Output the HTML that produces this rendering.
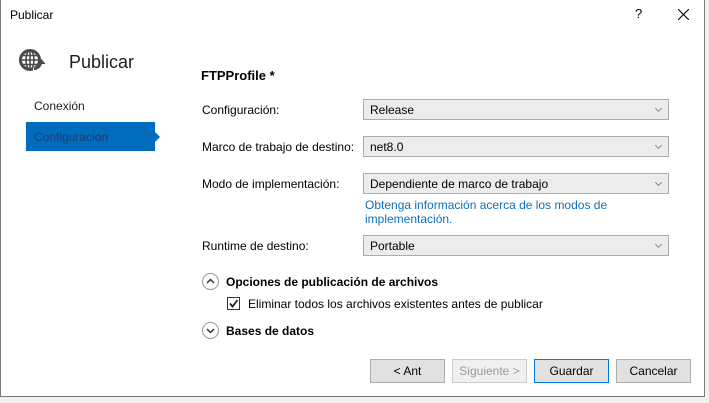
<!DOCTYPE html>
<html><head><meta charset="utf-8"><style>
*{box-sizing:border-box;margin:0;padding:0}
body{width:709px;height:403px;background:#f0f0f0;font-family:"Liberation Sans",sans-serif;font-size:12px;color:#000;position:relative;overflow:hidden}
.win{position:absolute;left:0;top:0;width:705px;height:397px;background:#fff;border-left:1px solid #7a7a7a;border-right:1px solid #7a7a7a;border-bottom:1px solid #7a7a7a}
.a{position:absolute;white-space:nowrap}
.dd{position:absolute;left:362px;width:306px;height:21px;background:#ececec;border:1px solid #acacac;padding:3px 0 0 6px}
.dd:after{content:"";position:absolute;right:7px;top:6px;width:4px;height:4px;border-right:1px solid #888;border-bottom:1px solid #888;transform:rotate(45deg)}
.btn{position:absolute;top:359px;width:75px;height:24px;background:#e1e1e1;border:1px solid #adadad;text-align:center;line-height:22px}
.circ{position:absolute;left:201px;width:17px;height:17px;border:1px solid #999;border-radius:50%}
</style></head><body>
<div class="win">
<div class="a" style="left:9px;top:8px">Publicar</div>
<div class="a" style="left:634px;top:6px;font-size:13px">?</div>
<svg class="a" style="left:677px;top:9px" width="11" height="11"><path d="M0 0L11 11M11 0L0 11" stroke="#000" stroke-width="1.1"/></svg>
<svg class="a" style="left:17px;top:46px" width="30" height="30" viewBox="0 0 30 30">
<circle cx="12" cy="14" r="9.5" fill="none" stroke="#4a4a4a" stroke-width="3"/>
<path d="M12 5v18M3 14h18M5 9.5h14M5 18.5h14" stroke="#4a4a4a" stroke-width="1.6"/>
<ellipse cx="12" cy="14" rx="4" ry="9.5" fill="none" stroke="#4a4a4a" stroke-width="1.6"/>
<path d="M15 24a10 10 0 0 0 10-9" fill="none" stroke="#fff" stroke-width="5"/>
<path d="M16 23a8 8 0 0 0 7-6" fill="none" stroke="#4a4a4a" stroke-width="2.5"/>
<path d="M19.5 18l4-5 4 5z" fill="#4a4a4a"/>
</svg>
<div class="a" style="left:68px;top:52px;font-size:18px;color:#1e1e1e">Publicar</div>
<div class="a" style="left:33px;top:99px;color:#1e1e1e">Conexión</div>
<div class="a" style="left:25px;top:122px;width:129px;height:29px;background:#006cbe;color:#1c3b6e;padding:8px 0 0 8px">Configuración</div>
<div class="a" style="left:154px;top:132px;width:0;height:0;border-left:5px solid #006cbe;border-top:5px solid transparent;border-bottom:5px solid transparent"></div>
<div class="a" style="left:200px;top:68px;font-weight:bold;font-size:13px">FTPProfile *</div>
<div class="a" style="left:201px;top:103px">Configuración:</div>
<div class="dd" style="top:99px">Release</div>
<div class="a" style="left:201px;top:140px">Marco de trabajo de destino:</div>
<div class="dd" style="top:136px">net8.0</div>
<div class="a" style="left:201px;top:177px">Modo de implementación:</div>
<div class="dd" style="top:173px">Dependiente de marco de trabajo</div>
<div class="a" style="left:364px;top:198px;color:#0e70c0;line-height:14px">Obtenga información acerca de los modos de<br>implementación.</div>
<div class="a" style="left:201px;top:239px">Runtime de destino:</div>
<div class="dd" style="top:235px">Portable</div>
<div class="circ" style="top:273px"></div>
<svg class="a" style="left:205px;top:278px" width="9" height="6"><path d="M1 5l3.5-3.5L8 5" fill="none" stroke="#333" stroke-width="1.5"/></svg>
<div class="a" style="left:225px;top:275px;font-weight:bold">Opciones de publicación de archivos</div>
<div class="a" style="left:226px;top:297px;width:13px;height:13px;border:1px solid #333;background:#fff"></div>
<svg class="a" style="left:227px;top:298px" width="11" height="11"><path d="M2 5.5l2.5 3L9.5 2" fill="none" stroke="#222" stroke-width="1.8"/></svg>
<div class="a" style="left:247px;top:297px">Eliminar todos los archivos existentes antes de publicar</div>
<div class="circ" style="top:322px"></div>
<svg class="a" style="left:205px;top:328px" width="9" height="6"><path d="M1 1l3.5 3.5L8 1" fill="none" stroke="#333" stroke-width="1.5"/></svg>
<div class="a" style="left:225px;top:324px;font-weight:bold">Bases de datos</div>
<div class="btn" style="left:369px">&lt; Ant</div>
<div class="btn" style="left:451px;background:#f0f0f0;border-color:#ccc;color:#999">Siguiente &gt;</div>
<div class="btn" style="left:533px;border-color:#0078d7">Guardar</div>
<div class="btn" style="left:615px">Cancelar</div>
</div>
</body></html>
* * *
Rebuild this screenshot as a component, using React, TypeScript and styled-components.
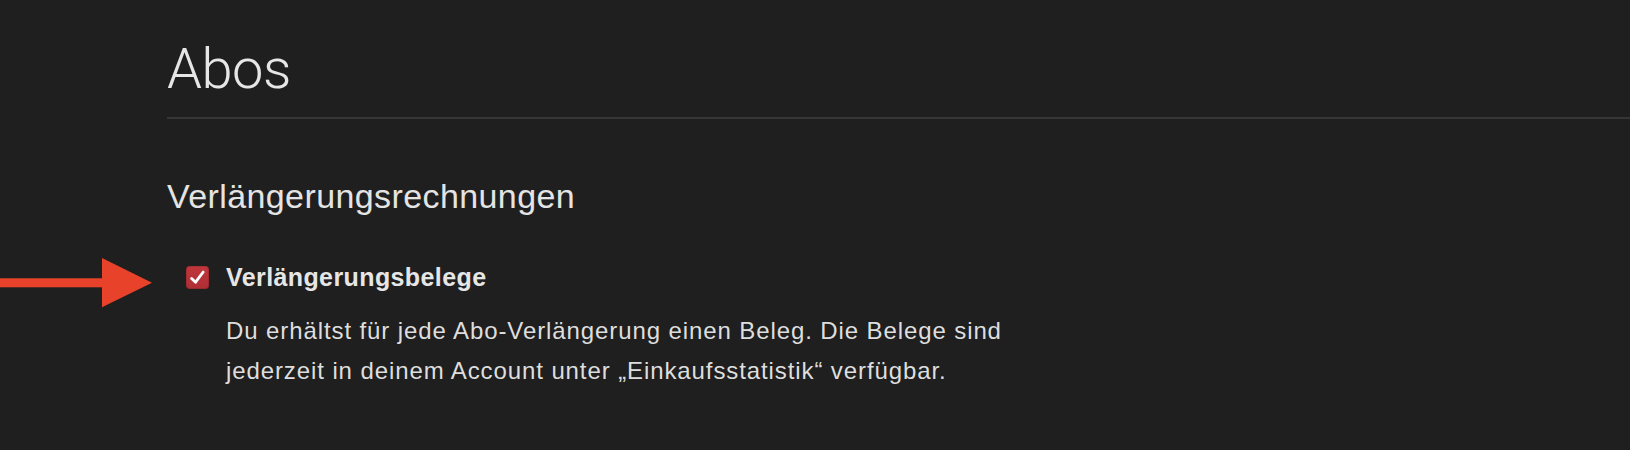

YOUR OBJECTIVE: Only the number is wanted: how many lines contain the string "this"?

TASK OUTPUT: 2